Barring one-off rebates and retention, 2H2020 should be stronger, says Natarajan. 2Q2020 distributable income rose 0.5% y-o-y, mainly due to the contribution from Fuzhou E-Commerce, which the REIT acquired in August 2019.

“Distributable income rose 26.4% q-o-q on the absence of one-off rental rebates given in 1Q2020. EC World REIT retained 10% of distributable income during the quarter, in light of uncertainties. We expect 2H2020 DPU to increase by 10% h-o-h, with the absence of rental rebates and steady contributions from master leases and other assets,” he writes in an August 12 note.

EC World REIT was established with the strategy of investing principally in a diversified portfolio of income-producing real estate. The latter assets are used primarily for e-commerce, supply-chain management, and logistics purposes. The REIT also focuses on real estate-related assets. The initial geographical focus is the People’s Republic of China.

On July 2, EC World REIT announced that its then-CIO Li Jinbo was under investigation by the Commercial Affairs Department and the Monetary Authority of Singapore. It confirmed that the investigation was conducted at the personnel level and has no implications on the REIT. Li has since left the firm.

Natarajan expects a majority of 2H2020 leases to be renewed. About 13% of leases by gross rental income are due for renewal in 2H2020, with the majority coming from the expiry of leases at Hengde Logistics.

Management noted the good progress on ongoing discussions with underlying tenant China Tobacco Zhejiang Industrial and expects the tenant to stay.
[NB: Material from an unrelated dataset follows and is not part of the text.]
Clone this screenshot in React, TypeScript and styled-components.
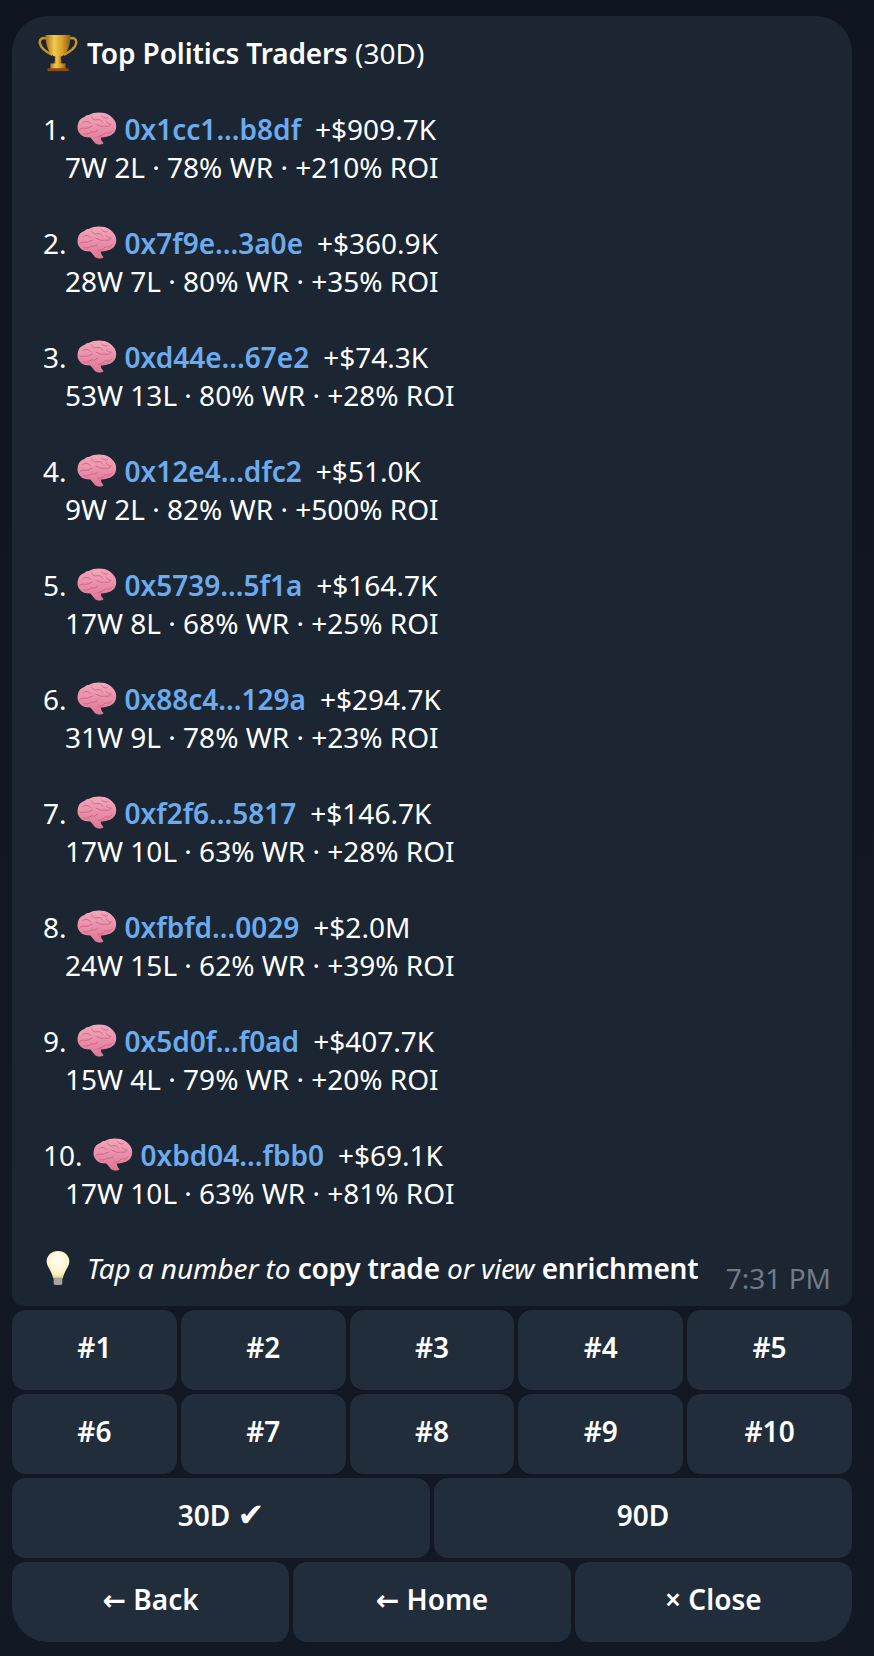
import React from 'react';
import styled, { createGlobalStyle } from 'styled-components';

const GlobalStyle = createGlobalStyle`
  html, body { margin: 0; padding: 0; background: #111722; }
  body { font-family: "Noto Sans", "DejaVu Sans", sans-serif; }
`;

const Page = styled.div`
  width: 874px;
  height: 1656px;
  box-sizing: border-box;
  padding: 16px 22px 14px 12px;
  display: flex;
  flex-direction: column;
  gap: 4px;
  background: linear-gradient(180deg, #0f1520 0%, #121925 100%);
  overflow: hidden;
`;
const Bubble = styled.div`
  background: #1c2633;
  border-radius: 36px 36px 12px 12px;
  padding: 17px 21px 18px 26px;
  color: #fff;
  font-size: 28px;
  line-height: 38px;
  height: 1290px;
  box-sizing: border-box;
`;
const TitleLine = styled.div`
  display: flex;
  align-items: center;
  gap: 9px;
  margin-bottom: 37px;
`;
const TitleText = styled.span`
  font-weight: 600;
  letter-spacing: -0.12px;
`;
const Period = styled.span`
  font-weight: 400;
`;
const Entry = styled.div`
  margin-bottom: 38px;
  padding-left: 5px;
`;
const EntryHead = styled.div`
  display: flex;
  align-items: center;
  white-space: pre;
`;
const Rank = styled.span`
  margin-right: 10px;
`;
const Address = styled.span`
  color: #6cabee;
  font-weight: 600;
  margin: 0 14px 0 8px;
`;
const Stats = styled.div`
  padding-left: 22px;
  white-space: pre;
`;
const Footer = styled.div`
  display: flex;
  align-items: flex-end;
  justify-content: space-between;
  margin-top: -1px;
`;
const Tip = styled.div`
  display: flex;
  align-items: center;
  gap: 16px;
  padding-left: 7px;
  white-space: pre;
  em { font-style: italic; letter-spacing: -0.1px; }
  strong { font-weight: 600; letter-spacing: -0.2px; }
`;
const Time = styled.span`
  color: #6f7b88;
  font-size: 28px;
  line-height: 30px;
  margin-bottom: -6px;
`;
const Keys = styled.div`
  display: flex;
  flex-direction: column;
  gap: 4px;
`;
const KeyRow = styled.div`
  display: flex;
  gap: 4px;
`;
const Key = styled.button<{ $corner?: 'left' | 'right' }>`
  flex: 1 1 0;
  height: 80px;
  border: 0;
  padding: 0 0 6px;
  background: #212d3b;
  color: #fff;
  font-family: inherit;
  font-size: 28px;
  font-weight: 600;
  border-radius: ${(p) =>
    p.$corner === 'left' ? '14px 14px 14px 36px' : p.$corner === 'right' ? '14px 14px 36px 14px' : '14px'};
`;
const CheckMark = styled.span`
  font-size: 32px;
  line-height: 1;
`;
const EmojiSvg = styled.svg`
  display: block;
  flex: none;
`;

const Trophy = () => (
  <EmojiSvg width="40" height="40" viewBox="0 0 42 42">
    <defs>
      <linearGradient id="cup" x1="0" x2="1" y1="0" y2="0">
        <stop offset="0" stopColor="#a9741a" />
        <stop offset="0.35" stopColor="#f3c94f" />
        <stop offset="0.7" stopColor="#d39a28" />
        <stop offset="1" stopColor="#8f5e14" />
      </linearGradient>
    </defs>
    <path d="M10 6C5 4 1 6 2 11c1 5 7 9 13 12" fill="none" stroke="#c8922a" strokeWidth="2.6" />
    <path d="M32 6c5-2 9 0 8 5-1 5-7 9-13 12" fill="none" stroke="#c8922a" strokeWidth="2.6" />
    <path d="M8 2h26c0 11-3 20-10 23h-6C11 22 8 13 8 2z" fill="url(#cup)" />
    <path d="M18 24h6l1 10h-8z" fill="url(#cup)" />
    <rect x="13" y="32" width="16" height="6" fill="url(#cup)" />
    <rect x="10" y="37" width="22" height="3" fill="#8a4a1c" />
  </EmojiSvg>
);

const Brain = () => (
  <EmojiSvg width="40" height="34" viewBox="0 0 42 36">
    <defs>
      <linearGradient id="pink" x1="0" x2="0" y1="0" y2="1">
        <stop offset="0" stopColor="#f4a8bc" />
        <stop offset="1" stopColor="#de7696" />
      </linearGradient>
    </defs>
    <path
      d="M13 3c4-3 11-3 16-2 4 1 7 3 9 6 3 3 4 7 3 11-1 4-4 7-9 8-3 1-5 1-7 1 0 2 1 4 3 6-2 2-6 2-9 0-2-2-3-4-5-6-5 0-9-1-11-4-3-3-3-7-2-11 1-4 4-6 7-7 1-1 3-2 5-2z"
      fill="url(#pink)"
    />
    <g fill="none" stroke="#c65f80" strokeWidth="1" strokeLinecap="round" opacity="0.85">
      <path d="M6 11c3-2 6-1 8 1M3 18c3-2 6 0 8-1 2 0 3-2 5-2" />
      <path d="M15 5c1 3 4 4 7 3 2 0 4 1 5 3M26 4c1 2 4 3 6 2" />
      <path d="M7 23c3 1 6 0 8-2 3 1 5 0 7-2M20 13c3 1 5 3 8 2 3 0 5 1 7-1" />
      <path d="M22 26c3 0 6-2 8-4 3 1 5 0 7-2M31 10c1 2 3 3 5 3" />
    </g>
  </EmojiSvg>
);

const Bulb = () => (
  <EmojiSvg width="26" height="36" viewBox="0 0 26 38">
    <defs>
      <radialGradient id="glass" cx="0.5" cy="0.35" r="0.7">
        <stop offset="0" stopColor="#fffef4" />
        <stop offset="0.7" stopColor="#fdf3c4" />
        <stop offset="1" stopColor="#e2c97c" />
      </radialGradient>
    </defs>
    <path d="M13 1C6 1 1 6 1 12c0 6 5 9 7 18h10c2-9 7-12 7-18 0-6-5-11-12-11z" fill="url(#glass)" />
    <rect x="8.5" y="29" width="9" height="8" rx="2" fill="#a5a5a2" />
  </EmojiSvg>
);

const traders = [
  { addr: '0x1cc1...b8df', pnl: '+$909.7K', stats: '7W 2L · 78% WR · +210% ROI' },
  { addr: '0x7f9e...3a0e', pnl: '+$360.9K', stats: '28W 7L · 80% WR · +35% ROI' },
  { addr: '0xd44e...67e2', pnl: '+$74.3K', stats: '53W 13L · 80% WR · +28% ROI' },
  { addr: '0x12e4...dfc2', pnl: '+$51.0K', stats: '9W 2L · 82% WR · +500% ROI' },
  { addr: '0x5739...5f1a', pnl: '+$164.7K', stats: '17W 8L · 68% WR · +25% ROI' },
  { addr: '0x88c4...129a', pnl: '+$294.7K', stats: '31W 9L · 78% WR · +23% ROI' },
  { addr: '0xf2f6...5817', pnl: '+$146.7K', stats: '17W 10L · 63% WR · +28% ROI' },
  { addr: '0xfbfd...0029', pnl: '+$2.0M', stats: '24W 15L · 62% WR · +39% ROI' },
  { addr: '0x5d0f...f0ad', pnl: '+$407.7K', stats: '15W 4L · 79% WR · +20% ROI' },
  { addr: '0xbd04...fbb0', pnl: '+$69.1K', stats: '17W 10L · 63% WR · +81% ROI' },
];

export default function App() {
  return (
    <Page>
      <GlobalStyle />
      <Bubble>
        <TitleLine>
          <Trophy />
          <span>
            <TitleText>Top Politics Traders</TitleText> <Period>(30D)</Period>
          </span>
        </TitleLine>
        {traders.map((t, i) => (
          <Entry key={t.addr}>
            <EntryHead>
              <Rank>{i + 1}.</Rank>
              <Brain />
              <Address>{t.addr}</Address>
              <span>{t.pnl}</span>
            </EntryHead>
            <Stats>{t.stats}</Stats>
          </Entry>
        ))}
        <Footer>
          <Tip>
            <Bulb />
            <span>
              <em>Tap a number to </em>
              <strong>copy trade</strong>
              <em> or view </em>
              <strong>enrichment</strong>
            </span>
          </Tip>
          <Time>7:31 PM</Time>
        </Footer>
      </Bubble>
      <Keys>
        <KeyRow>
          {[1, 2, 3, 4, 5].map((n) => <Key key={n}>#{n}</Key>)}
        </KeyRow>
        <KeyRow>
          {[6, 7, 8, 9, 10].map((n) => <Key key={n}>#{n}</Key>)}
        </KeyRow>
        <KeyRow>
          <Key>30D <CheckMark>✔</CheckMark></Key>
          <Key>90D</Key>
        </KeyRow>
        <KeyRow>
          <Key $corner="left">← Back</Key>
          <Key>← Home</Key>
          <Key $corner="right">× Close</Key>
        </KeyRow>
      </Keys>
    </Page>
  );
}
However, due to the challenging market conditions, it does not expect any rental uplift from the asset.

The other lease expiries are for Chongxian Port Logistics, for which it still sees good demand – but weakness is expected in Wuhan Meiluote (WML), located in the city most impacted by Covid-19, though WML accounts for less than 2% of net profits interest.

On e-commerce, asset acquisitions are likely in 2021, says Natarajan. While EC World REIT’s focus in 2H2020 will be on operations, it also sees the possibility of acquiring some e-commerce and other logistics assets from its sponsor.

While China will remain its key market, it has also started to explore Australia and Europe for potential opportunities. The REIT manager reiterated that DPU and yield accretion will be the key criteria for any acquisition.

Gearing is at a modest 39.1%, well below the new 50% cap. There will be no refinancing needed until 2022. EC World REIT’s combination of onshore (33%) and offshore debt (66%) facilities are only due for refinancing in Jun 2022. 100% of onshore facilities are fixed. The REIT also manages foreign exchange (FX) risks by using FX options to lock in 6-month forward income.

As at 10.51am, units in EC World REIT are trading at 0.5 cents lower, or 0.76% down, at 65 cents.